## Begin DATA BLOCK
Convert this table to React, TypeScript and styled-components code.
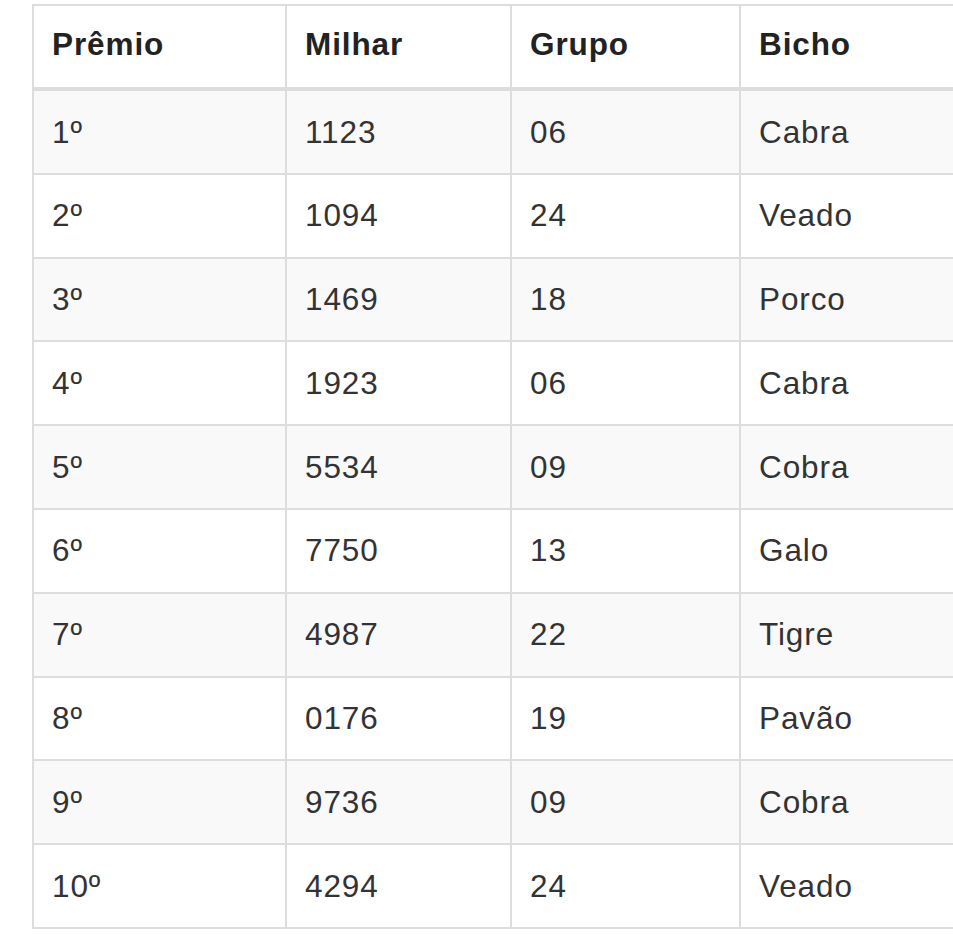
import { FC } from "react";
import styled, { createGlobalStyle } from "styled-components";

const GlobalStyle = createGlobalStyle`
  html, body {
    margin: 0;
    padding: 0;
    background: #fff;
    overflow: hidden;
  }
  body {
    font-family: "Liberation Sans", Arial, sans-serif;
    color: #333;
  }
`;

const Page = styled.div`
  padding: 4px 0 0 32px;
  width: 1100px;
`;

const Table = styled.table`
  border-collapse: collapse;
  table-layout: fixed;
  width: 969px;
  font-size: 31.5px;
  border: 2px solid #ddd;
`;

const Column = styled.col<{ $w: number }>`
  width: ${(p) => p.$w}px;
`;

const HeadCell = styled.th`
  text-align: left;
  font-weight: 700;
  color: #222;
  line-height: 45px;
  letter-spacing: 0.9px;
  padding: 15.5px 18px 20.5px;
  border: 2px solid #ddd;
  border-bottom-width: 4px;
`;

const Row = styled.tr<{ $striped: boolean }>`
  background: ${(p) => (p.$striped ? "#f9f9f9" : "#fff")};
`;

const Cell = styled.td`
  line-height: 45px;
  letter-spacing: 0.9px;
  padding: 18.5px 18px 18.3px;
  border: 2px solid #ddd;
  color: #333;
  white-space: nowrap;
`;

const columns = [
  { title: "Prêmio", width: 253 },
  { title: "Milhar", width: 225 },
  { title: "Grupo", width: 229 },
  { title: "Bicho", width: 262 },
];

const results = [
  ["1º", "1123", "06", "Cabra"],
  ["2º", "1094", "24", "Veado"],
  ["3º", "1469", "18", "Porco"],
  ["4º", "1923", "06", "Cabra"],
  ["5º", "5534", "09", "Cobra"],
  ["6º", "7750", "13", "Galo"],
  ["7º", "4987", "22", "Tigre"],
  ["8º", "0176", "19", "Pavão"],
  ["9º", "9736", "09", "Cobra"],
  ["10º", "4294", "24", "Veado"],
];

const App: FC = () => {
  return (
    <Page>
      <GlobalStyle />
      <Table>
        <colgroup>
          {columns.map((c) => (
            <Column key={c.title} $w={c.width} />
          ))}
        </colgroup>
        <thead>
          <tr>
            {columns.map((c) => (
              <HeadCell key={c.title}>{c.title}</HeadCell>
            ))}
          </tr>
        </thead>
        <tbody>
          {results.map((r, i) => (
            <Row key={r[0]} $striped={i % 2 === 0}>
              {r.map((v, j) => (
                <Cell key={j}>{v}</Cell>
              ))}
            </Row>
          ))}
        </tbody>
      </Table>
    </Page>
  );
};

export default App;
## End DATA BLOCK
TASK PROMPT: Write the listing above out again exactly, dropping each image.

SOLUTION TO THE PROBLEM:
Convert this table to React, TypeScript and styled-components code.
import { FC } from "react";
import styled, { createGlobalStyle } from "styled-components";

const GlobalStyle = createGlobalStyle`
  html, body {
    margin: 0;
    padding: 0;
    background: #fff;
    overflow: hidden;
  }
  body {
    font-family: "Liberation Sans", Arial, sans-serif;
    color: #333;
  }
`;

const Page = styled.div`
  padding: 4px 0 0 32px;
  width: 1100px;
`;

const Table = styled.table`
  border-collapse: collapse;
  table-layout: fixed;
  width: 969px;
  font-size: 31.5px;
  border: 2px solid #ddd;
`;

const Column = styled.col<{ $w: number }>`
  width: ${(p) => p.$w}px;
`;

const HeadCell = styled.th`
  text-align: left;
  font-weight: 700;
  color: #222;
  line-height: 45px;
  letter-spacing: 0.9px;
  padding: 15.5px 18px 20.5px;
  border: 2px solid #ddd;
  border-bottom-width: 4px;
`;

const Row = styled.tr<{ $striped: boolean }>`
  background: ${(p) => (p.$striped ? "#f9f9f9" : "#fff")};
`;

const Cell = styled.td`
  line-height: 45px;
  letter-spacing: 0.9px;
  padding: 18.5px 18px 18.3px;
  border: 2px solid #ddd;
  color: #333;
  white-space: nowrap;
`;

const columns = [
  { title: "Prêmio", width: 253 },
  { title: "Milhar", width: 225 },
  { title: "Grupo", width: 229 },
  { title: "Bicho", width: 262 },
];

const results = [
  ["1º", "1123", "06", "Cabra"],
  ["2º", "1094", "24", "Veado"],
  ["3º", "1469", "18", "Porco"],
  ["4º", "1923", "06", "Cabra"],
  ["5º", "5534", "09", "Cobra"],
  ["6º", "7750", "13", "Galo"],
  ["7º", "4987", "22", "Tigre"],
  ["8º", "0176", "19", "Pavão"],
  ["9º", "9736", "09", "Cobra"],
  ["10º", "4294", "24", "Veado"],
];

const App: FC = () => {
  return (
    <Page>
      <GlobalStyle />
      <Table>
        <colgroup>
          {columns.map((c) => (
            <Column key={c.title} $w={c.width} />
          ))}
        </colgroup>
        <thead>
          <tr>
            {columns.map((c) => (
              <HeadCell key={c.title}>{c.title}</HeadCell>
            ))}
          </tr>
        </thead>
        <tbody>
          {results.map((r, i) => (
            <Row key={r[0]} $striped={i % 2 === 0}>
              {r.map((v, j) => (
                <Cell key={j}>{v}</Cell>
              ))}
            </Row>
          ))}
        </tbody>
      </Table>
    </Page>
  );
};

export default App;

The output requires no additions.